> _OBJECTIVE_
Leave out the pictures and return every entry exactly as it appears.
* START DATA ENTRIES *
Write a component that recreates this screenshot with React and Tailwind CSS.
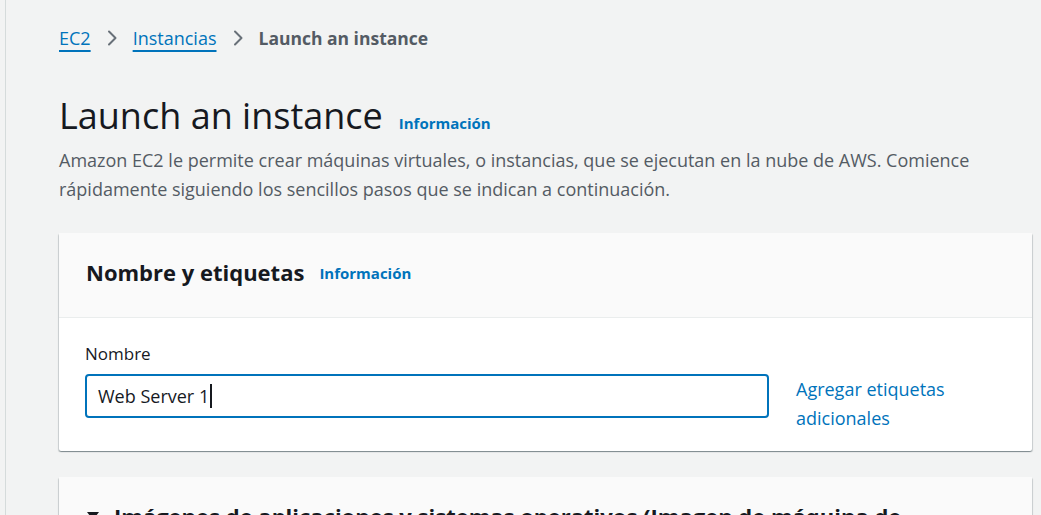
import React from 'react'

const font = { fontFamily: '"Open Sans", "Noto Sans", Arial, sans-serif' }

const Chevron = () => (
  <svg className="w-[14px] h-[18px] text-[#687078]" viewBox="0 0 14 18" fill="none" stroke="currentColor">
    <path d="M4 2.5l6.5 6.5L4 15.5" strokeWidth={2} strokeLinecap="round" strokeLinejoin="round" />
  </svg>
)

const Card = ({ children, className = '' }) => (
  <div className={`bg-white rounded-[2px] shadow-[0_1px_1px_0_rgba(0,28,36,0.3),1px_1px_1px_0_rgba(0,28,36,0.15),-1px_1px_1px_0_rgba(0,28,36,0.15)] ${className}`}>
    {children}
  </div>
)

export default function App() {
  return (
    <div className="flex h-[515px] overflow-hidden bg-[#f2f3f3]" style={font}>
      <div className="w-[5px] shrink-0" />
      <main className="flex-1 border-l border-[#d5dbdb] pl-[53px] pr-[9px]">
        {/* Breadcrumb */}
        <nav className="flex items-center gap-[14px] pt-[27px] text-[18px] leading-[22px]">
          <a className="text-[#0073bb] underline decoration-[1.5px] underline-offset-[5px]">EC2</a>
          <Chevron />
          <a className="text-[#0073bb] underline decoration-[1.5px] underline-offset-[5px]">Instancias</a>
          <Chevron />
          <span className="font-bold text-[17.5px] text-[#545b64]">Launch an instance</span>
        </nav>

        {/* Title */}
        <div className="mt-[45px] flex items-baseline gap-[16px]">
          <h1 className="text-[36px] leading-[44px] text-[#16191f] font-normal">Launch an instance</h1>
          <a className="text-[15px] font-bold text-[#0073bb]">Información</a>
        </div>
        <p className="mt-[8px] text-[18px] leading-[29px] text-[#545b64]">
          Amazon EC2 le permite crear máquinas virtuales, o instancias, que se ejecutan en la nube de AWS. Comience
          <br />
          rápidamente siguiendo los sencillos pasos que se indican a continuación.
        </p>

        {/* Nombre y etiquetas */}
        <Card className="mt-[29px]">
          <div className="bg-[#fafafa] border-b border-[#eaeded] h-[85px] px-[27px] pb-[6px] flex items-center gap-[15px]">
            <h2 className="text-[22px] font-bold text-[#16191f]">Nombre y etiquetas</h2>
            <a className="text-[15px] font-bold text-[#0073bb] mt-[3px]">Información</a>
          </div>
          <div className="px-[26px] pt-[24px] pb-[18px]">
            <label className="block text-[17px] leading-[24px] text-[#16191f]">Nombre</label>
            <div className="mt-[8px] flex items-start gap-[27px]">
              <div className="w-[684px] h-[44px] shrink-0 border-2 border-[#0073bb] rounded-[4px] px-[11px] flex items-center text-[18px] text-[#16191f]">
                Web Server 1
                <span className="inline-block w-[2px] h-[24px] bg-[#16191f] ml-[1px]" />
              </div>
              <a className="text-[18px] leading-[29px] text-[#0073bb] pt-[1px]">
                Agregar etiquetas
                <br />
                adicionales
              </a>
            </div>
          </div>
        </Card>

        {/* Imágenes de aplicaciones */}
        <Card className="mt-[26px]">
          <div className="bg-[#fafafa] px-[27px] pt-[24px] pb-[24px] flex items-start gap-[14px]">
            <svg className="w-[14px] h-[14px] mt-[8px] shrink-0 text-[#16191f]" viewBox="0 0 14 14" fill="currentColor">
              <path d="M1 3h12L7 11z" />
            </svg>
            <h2 className="text-[22px] leading-[30px] font-bold text-[#16191f]">
              Imágenes de aplicaciones y sistemas operativos (Imagen de máquina de
              <br />
              Amazon)
            </h2>
          </div>
        </Card>
      </main>
    </div>
  )
}
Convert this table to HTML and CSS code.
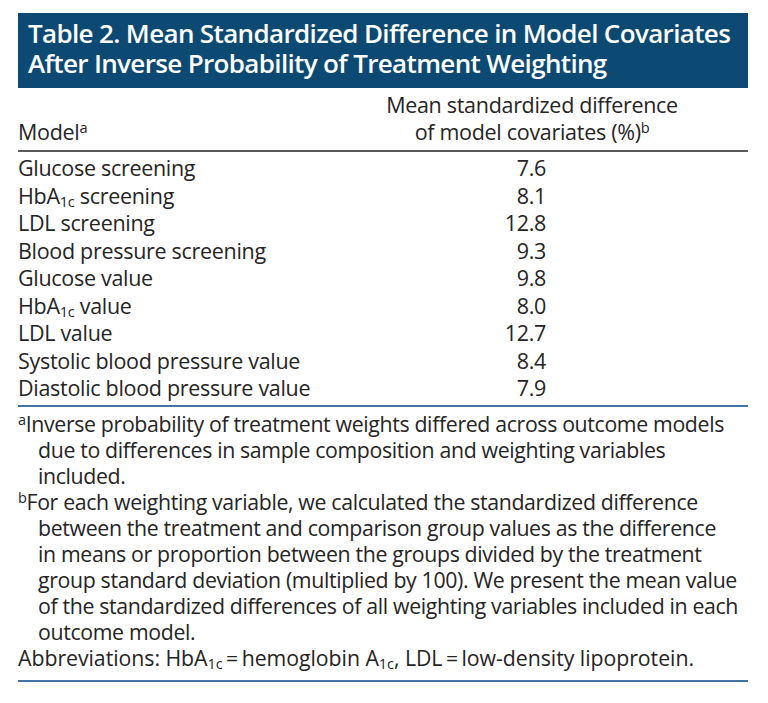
* END DATA ENTRIES *
> _RESULT FOR THIS TASK_
Write a component that recreates this screenshot with React and Tailwind CSS.
import React from 'react'

const font = { fontFamily: '"Open Sans", "Noto Sans", Arial, sans-serif' }

const Chevron = () => (
  <svg className="w-[14px] h-[18px] text-[#687078]" viewBox="0 0 14 18" fill="none" stroke="currentColor">
    <path d="M4 2.5l6.5 6.5L4 15.5" strokeWidth={2} strokeLinecap="round" strokeLinejoin="round" />
  </svg>
)

const Card = ({ children, className = '' }) => (
  <div className={`bg-white rounded-[2px] shadow-[0_1px_1px_0_rgba(0,28,36,0.3),1px_1px_1px_0_rgba(0,28,36,0.15),-1px_1px_1px_0_rgba(0,28,36,0.15)] ${className}`}>
    {children}
  </div>
)

export default function App() {
  return (
    <div className="flex h-[515px] overflow-hidden bg-[#f2f3f3]" style={font}>
      <div className="w-[5px] shrink-0" />
      <main className="flex-1 border-l border-[#d5dbdb] pl-[53px] pr-[9px]">
        {/* Breadcrumb */}
        <nav className="flex items-center gap-[14px] pt-[27px] text-[18px] leading-[22px]">
          <a className="text-[#0073bb] underline decoration-[1.5px] underline-offset-[5px]">EC2</a>
          <Chevron />
          <a className="text-[#0073bb] underline decoration-[1.5px] underline-offset-[5px]">Instancias</a>
          <Chevron />
          <span className="font-bold text-[17.5px] text-[#545b64]">Launch an instance</span>
        </nav>

        {/* Title */}
        <div className="mt-[45px] flex items-baseline gap-[16px]">
          <h1 className="text-[36px] leading-[44px] text-[#16191f] font-normal">Launch an instance</h1>
          <a className="text-[15px] font-bold text-[#0073bb]">Información</a>
        </div>
        <p className="mt-[8px] text-[18px] leading-[29px] text-[#545b64]">
          Amazon EC2 le permite crear máquinas virtuales, o instancias, que se ejecutan en la nube de AWS. Comience
          <br />
          rápidamente siguiendo los sencillos pasos que se indican a continuación.
        </p>

        {/* Nombre y etiquetas */}
        <Card className="mt-[29px]">
          <div className="bg-[#fafafa] border-b border-[#eaeded] h-[85px] px-[27px] pb-[6px] flex items-center gap-[15px]">
            <h2 className="text-[22px] font-bold text-[#16191f]">Nombre y etiquetas</h2>
            <a className="text-[15px] font-bold text-[#0073bb] mt-[3px]">Información</a>
          </div>
          <div className="px-[26px] pt-[24px] pb-[18px]">
            <label className="block text-[17px] leading-[24px] text-[#16191f]">Nombre</label>
            <div className="mt-[8px] flex items-start gap-[27px]">
              <div className="w-[684px] h-[44px] shrink-0 border-2 border-[#0073bb] rounded-[4px] px-[11px] flex items-center text-[18px] text-[#16191f]">
                Web Server 1
                <span className="inline-block w-[2px] h-[24px] bg-[#16191f] ml-[1px]" />
              </div>
              <a className="text-[18px] leading-[29px] text-[#0073bb] pt-[1px]">
                Agregar etiquetas
                <br />
                adicionales
              </a>
            </div>
          </div>
        </Card>

        {/* Imágenes de aplicaciones */}
        <Card className="mt-[26px]">
          <div className="bg-[#fafafa] px-[27px] pt-[24px] pb-[24px] flex items-start gap-[14px]">
            <svg className="w-[14px] h-[14px] mt-[8px] shrink-0 text-[#16191f]" viewBox="0 0 14 14" fill="currentColor">
              <path d="M1 3h12L7 11z" />
            </svg>
            <h2 className="text-[22px] leading-[30px] font-bold text-[#16191f]">
              Imágenes de aplicaciones y sistemas operativos (Imagen de máquina de
              <br />
              Amazon)
            </h2>
          </div>
        </Card>
      </main>
    </div>
  )
}
Convert this table to HTML and CSS code.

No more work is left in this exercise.